No chairs are vacated, hardly hundred words are spoken, but every ego is accounted for.
Now consider a scene from Chaitanya Tamhane’s The Disciple, one which has the film’s protagonist, Sharad Nerulkar, coming to loggerheads with a whiskey-sipping, peanut-munching connoisseur of classical music.
That entire stretch is soaked in Tamhane’s personal obsessions: He is neither a simple craftsman nor a simple-minded social crusader there; there is an openness about the way he looks at faces, about the way he uses the environment — and that is what you respond to.
In the two scenes I have mentioned above, as also in Nayattu‘s song sequence, there’s no intellectualism, the human lens replaces all social and political lenses, and what you get to preview are not ‘learned things’ but ‘found things’.
These film-makers may have dipped into manifestos, but their art comes from their conviction that people are more surprising than we think.
This is why those three scenes breathe as freely as they do, unlike the clogged sections of The Great Indian Kitchen which, thanks to Jeo Baby’s predilection for making points, end up melodramatising one particular set of characters and turning them into monsters.
I know many who believe that the *standard humanist films* being made today — which show the mousy underprivileged prevailing over a vile, unjust system — reflect the politically charged atmosphere of our times, that these films reflect the intensely polarized times we are living in.

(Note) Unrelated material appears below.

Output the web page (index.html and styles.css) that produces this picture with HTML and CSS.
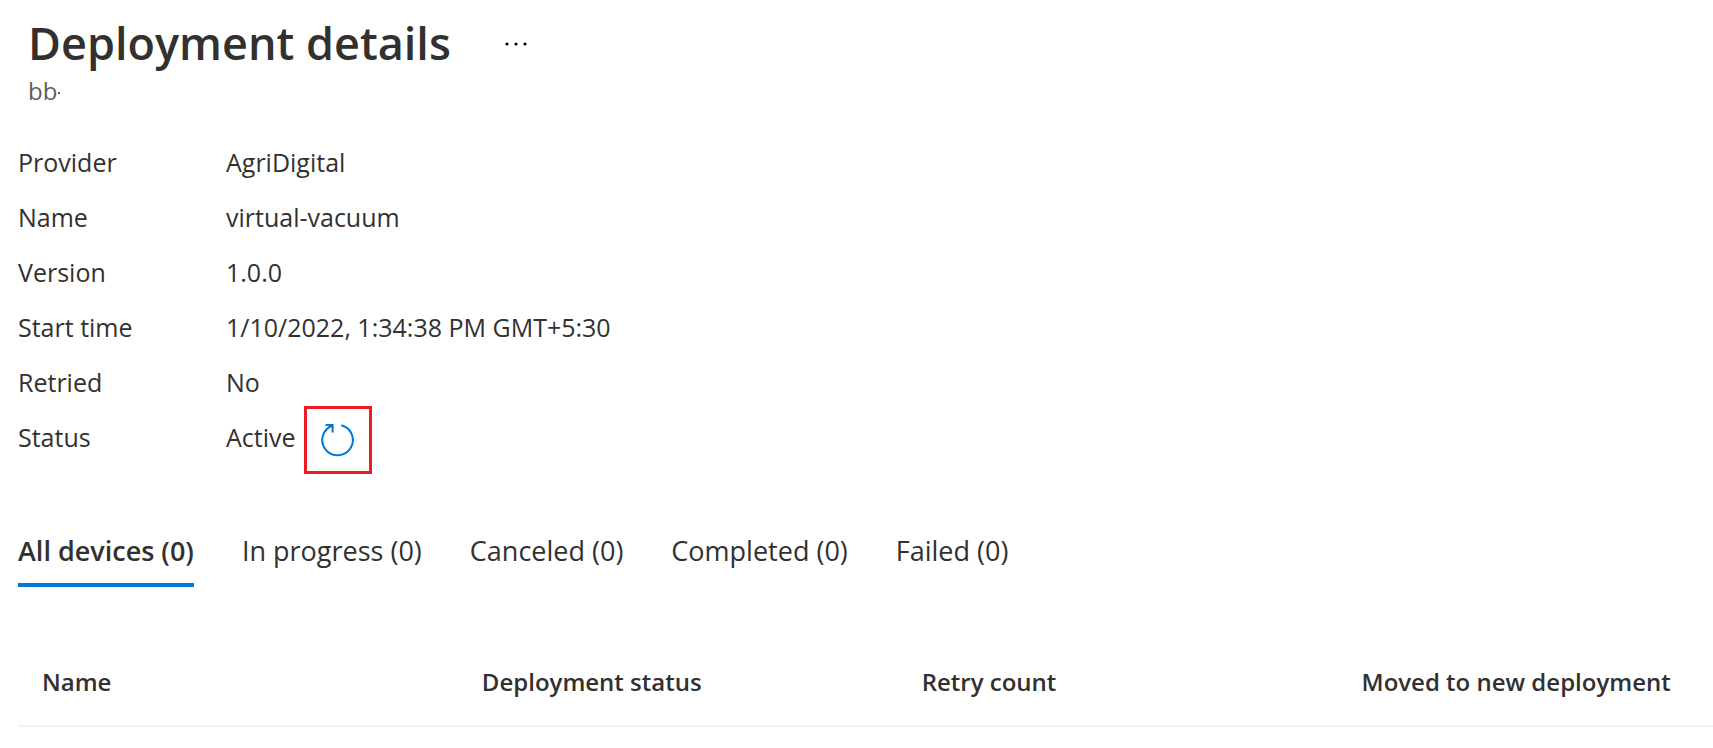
FILE: index.html
```html
<!DOCTYPE html>
<html lang="en">
<head>
<meta charset="utf-8">
<meta name="viewport" content="width=device-width, initial-scale=1">
<title>Deployment details</title>
<link rel="stylesheet" href="styles.css">
</head>
<body>
<header class="page-header">
  <div class="title-row">
    <h1 class="title">Deployment details</h1>
    <button class="more" type="button" aria-label="More actions">
      <svg width="24" height="8" viewBox="0 0 24 8" aria-hidden="true"><circle cx="3" cy="5" r="1.6"/><circle cx="12" cy="5" r="1.6"/><circle cx="21" cy="5" r="1.6"/></svg>
    </button>
  </div>
  <p class="subtitle">bb<span class="speck"></span></p>
</header>
<main class="content">
  <dl class="details">
    <dt>Provider</dt><dd>AgriDigital</dd>
    <dt>Name</dt><dd>virtual-vacuum</dd>
    <dt>Version</dt><dd>1.0.0</dd>
    <dt>Start time</dt><dd>1/10/2022, 1:34:38 PM GMT+5:30</dd>
    <dt>Retried</dt><dd>No</dd>
    <dt>Status</dt>
    <dd class="status">Active
      <button class="refresh" type="button" aria-label="Refresh status">
        <svg width="36" height="36" viewBox="0 0 36 36" aria-hidden="true"><path d="M21.3 3.2A15.3 15.3 0 1 1 12.2 3.7M5.6 3H12.6V10.4"/></svg>
      </button>
    </dd>
  </dl>
  <div class="tabs" role="tablist">
    <button class="tab tab-active" type="button" role="tab" aria-selected="true">All devices (0)</button>
    <button class="tab" type="button" role="tab" aria-selected="false">In progress (0)</button>
    <button class="tab" type="button" role="tab" aria-selected="false">Canceled (0)</button>
    <button class="tab" type="button" role="tab" aria-selected="false">Completed (0)</button>
    <button class="tab" type="button" role="tab" aria-selected="false">Failed (0)</button>
  </div>
  <table class="devices">
    <thead>
      <tr><th scope="col">Name</th><th scope="col">Deployment status</th><th scope="col">Retry count</th><th scope="col">Moved to new deployment</th></tr>
    </thead>
  </table>
</main>
</body>
</html>
```

FILE: styles.css
```css
* {
  box-sizing: border-box;
}

body {
  margin: 0;
  background: #fff;
  color: #323130;
  font-family: "Segoe UI", "Open Sans", "Noto Sans", sans-serif;
  font-size: 24px;
  line-height: 32px;
}

button {
  padding: 0;
  border: 0;
  background: none;
  color: inherit;
  font: inherit;
  cursor: pointer;
}

svg {
  display: block;
}

.page-header {
  padding: 11px 28px 0;
}

.title-row {
  display: flex;
  align-items: center;
  gap: 53px;
}

.title {
  margin: 0;
  font-size: 45px;
  font-weight: 600;
  line-height: 64px;
}

.more {
  color: #000;
  fill: currentColor;
}

.subtitle {
  display: flex;
  align-items: center;
  gap: 1px;
  margin: 0;
  color: #605e5c;
}

.speck {
  width: 2px;
  height: 2px;
  margin-top: 4px;
  background: currentColor;
}

.content {
  padding-left: 18px;
}

.details {
  display: grid;
  grid-template-columns: 208px 1fr;
  grid-auto-rows: 55px;
  align-items: center;
  margin: 27px 0 0;
  font-size: 25px;
}

.details dd {
  margin: 0;
}

.status {
  display: flex;
  align-items: center;
  gap: 8px;
}

.refresh {
  display: grid;
  place-items: center;
  width: 68px;
  height: 68px;
  margin-top: 6px;
  border: 3px solid #ed1c24;
}

.refresh svg {
  fill: none;
  stroke: #0078d4;
  stroke-width: 2;
}

.tabs {
  display: flex;
  gap: 48px;
  margin-top: 69px;
}

.tab {
  padding: 0 0 14px;
  border-bottom: 4px solid transparent;
  font-size: 27px;
  line-height: 36px;
}

.tab-active {
  border-color: #0078d4;
  font-weight: 600;
}

.devices {
  width: 100%;
  margin-top: 60px;
  border-collapse: collapse;
  table-layout: fixed;
}

.devices th {
  width: 25.95%;
  padding: 19px 0 27px 24px;
  border-bottom: 2px solid #f3f2f1;
  font-weight: 600;
  text-align: left;
  white-space: nowrap;
}

.devices th:last-child {
  width: auto;
}
```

But adults who talk in such frozen language, who want cinema to wield legislative powers in 2021, if one were to genealogically study these individuals, they would reveal themselves to be that same group of happy-nappies who, 15 years back, sat secure in their belief that Lage Raho Munnabhai had helped make us less violent as a nation.

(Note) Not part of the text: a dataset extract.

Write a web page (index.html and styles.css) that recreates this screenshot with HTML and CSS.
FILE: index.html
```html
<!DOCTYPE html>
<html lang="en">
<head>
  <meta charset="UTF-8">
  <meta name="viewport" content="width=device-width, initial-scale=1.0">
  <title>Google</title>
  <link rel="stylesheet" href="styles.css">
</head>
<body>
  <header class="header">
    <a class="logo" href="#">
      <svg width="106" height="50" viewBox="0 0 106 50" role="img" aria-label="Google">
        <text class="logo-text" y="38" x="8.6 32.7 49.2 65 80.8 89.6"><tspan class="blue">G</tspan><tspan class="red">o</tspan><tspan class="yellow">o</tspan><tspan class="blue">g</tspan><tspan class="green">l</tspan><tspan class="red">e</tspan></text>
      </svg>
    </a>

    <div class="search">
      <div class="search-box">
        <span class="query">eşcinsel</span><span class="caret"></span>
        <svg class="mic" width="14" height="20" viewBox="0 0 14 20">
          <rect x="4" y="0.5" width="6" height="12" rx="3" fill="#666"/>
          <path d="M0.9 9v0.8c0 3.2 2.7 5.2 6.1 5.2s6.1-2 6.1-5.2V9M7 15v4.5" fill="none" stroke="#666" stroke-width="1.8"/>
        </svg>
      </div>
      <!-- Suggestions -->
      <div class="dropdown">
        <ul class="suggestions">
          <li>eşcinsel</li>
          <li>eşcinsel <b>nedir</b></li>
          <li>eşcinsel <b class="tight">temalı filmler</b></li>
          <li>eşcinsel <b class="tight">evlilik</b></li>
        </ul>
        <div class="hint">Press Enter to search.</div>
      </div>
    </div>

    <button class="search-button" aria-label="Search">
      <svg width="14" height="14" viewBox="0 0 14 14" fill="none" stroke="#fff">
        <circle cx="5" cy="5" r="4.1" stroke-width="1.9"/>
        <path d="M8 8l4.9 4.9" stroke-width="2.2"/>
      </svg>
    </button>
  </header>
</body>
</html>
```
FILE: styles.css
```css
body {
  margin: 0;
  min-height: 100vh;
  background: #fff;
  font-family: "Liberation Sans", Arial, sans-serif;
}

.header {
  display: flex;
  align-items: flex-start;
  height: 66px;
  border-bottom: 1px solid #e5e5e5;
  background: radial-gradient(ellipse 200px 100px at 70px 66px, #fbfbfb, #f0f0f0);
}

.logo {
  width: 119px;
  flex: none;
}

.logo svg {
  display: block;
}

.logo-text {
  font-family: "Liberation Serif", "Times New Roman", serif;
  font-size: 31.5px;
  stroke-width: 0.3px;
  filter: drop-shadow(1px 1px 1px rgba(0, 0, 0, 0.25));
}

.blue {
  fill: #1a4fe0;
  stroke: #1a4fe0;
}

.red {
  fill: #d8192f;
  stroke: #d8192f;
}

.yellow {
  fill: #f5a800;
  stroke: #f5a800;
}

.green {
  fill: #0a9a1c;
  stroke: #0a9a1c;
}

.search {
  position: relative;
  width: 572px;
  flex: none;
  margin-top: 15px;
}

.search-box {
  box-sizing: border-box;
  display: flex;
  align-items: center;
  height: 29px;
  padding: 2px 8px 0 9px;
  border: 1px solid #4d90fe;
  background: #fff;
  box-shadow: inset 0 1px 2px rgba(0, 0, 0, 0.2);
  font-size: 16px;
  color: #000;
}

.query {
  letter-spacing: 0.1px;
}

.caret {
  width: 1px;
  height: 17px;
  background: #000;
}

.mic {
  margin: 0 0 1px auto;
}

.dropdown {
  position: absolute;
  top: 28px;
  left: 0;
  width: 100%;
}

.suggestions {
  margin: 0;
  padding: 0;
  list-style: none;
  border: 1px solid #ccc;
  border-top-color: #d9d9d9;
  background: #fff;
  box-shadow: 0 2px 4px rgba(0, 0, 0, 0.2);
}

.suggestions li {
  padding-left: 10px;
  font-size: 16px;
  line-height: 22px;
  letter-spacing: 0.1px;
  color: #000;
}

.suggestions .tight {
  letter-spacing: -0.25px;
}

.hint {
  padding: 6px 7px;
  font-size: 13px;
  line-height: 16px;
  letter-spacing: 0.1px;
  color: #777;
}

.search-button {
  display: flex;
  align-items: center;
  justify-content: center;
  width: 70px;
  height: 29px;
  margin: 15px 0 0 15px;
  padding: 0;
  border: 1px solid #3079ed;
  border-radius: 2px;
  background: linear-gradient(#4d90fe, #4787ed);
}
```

What has not changed is this naiveté’s source: Journalistic endeavours, constructed under tight deadlines, built to give quick moral judgments to a bunch of people who are prejudiced to begin with.
This is equally true of the kind of stuff that the media on the Left publishes, and what the Right-Wing media puts out. It is as true of think-pieces that vacuously diss a political party, as it is of heartfelt trifles such as the one about ‘a businessman from Nagpur who is striving to make the world a better place’.
Does my scepticism sound like a veiled call for apolitical art? If so, I plead innocence.
That said, our political films desperately need to be more than just straight reactions to the anger we feel when we read a sensational news story, and they should aim to do better than unimaginatively press into service the deep-seated clichés that make up our favourite film genres.
The new cinephile sees the world only in terms of movies; the new philistine sees movies only in terms of ideology.
And in crude movies such as Karnan, as well as in the crude aspects of half-interesting movies such as The Great Indian Kitchen, both the new cinephile and the new philistine get their due.
The combination of knee-jerk sentimentalism and imaginative lack is why we are unable to see the PR activities performed by our politicians for what they are: not as something definitively good or bad, but as essential ingredients of that pleasurable comedy called ‘politics’.
And when we misread these acts, when we over-scale or undersize them, we are laying the foundation for those countless poorly done biographies that threaten to invade us in the future.
It is in this very spirit that a new cinephile and a new philistine will every now and again come together to make a Masala Film, ‘but this time with women’ and pronounce it ‘a triumph for cinema, and a triumph for society’.
This is why we are being led to believe that a film, which shows a Dalit man singlehandedly beating up a gang of policemen, while sheep-like villagers applaud him with teary eyes, is some kind of revisionist Western.
When you stare at the screen with a newspaper story in your one hand, and the salient features of an established genre in another, what passes by you unobserved is Life, with all its startling rhythms.
Observe how in Joji, Dr Felix grows smaller and smaller at the dinner table, while Joji grows larger and larger.
Observe the way Bincy looks at Joji, approving silently his genius and his rascality.
Observe how in The Disciple, the connoisseur stops muttering inside stories when he realises that Nerulkar’s Gods are being desecrated, and how Nerulkar asks him to ‘please continue’.
Observe how Nerulkar’s friend tries to savor his drink, while simultaneously trying to placate his inflamed buddy.
These are touches to behold, to treasure because they communicate original visions of the world.
And to critics, they don’t offer the comfort of plainly bellowing: ‘Here’s a subversion of such-and-such genre.’
In these films, these moments, we move beyond academic discourse, we move beyond rage.
We arrive in the season of molting, of casting away dead skin; we arrive at the futility of labels, at the profaning of everything we hold sacred.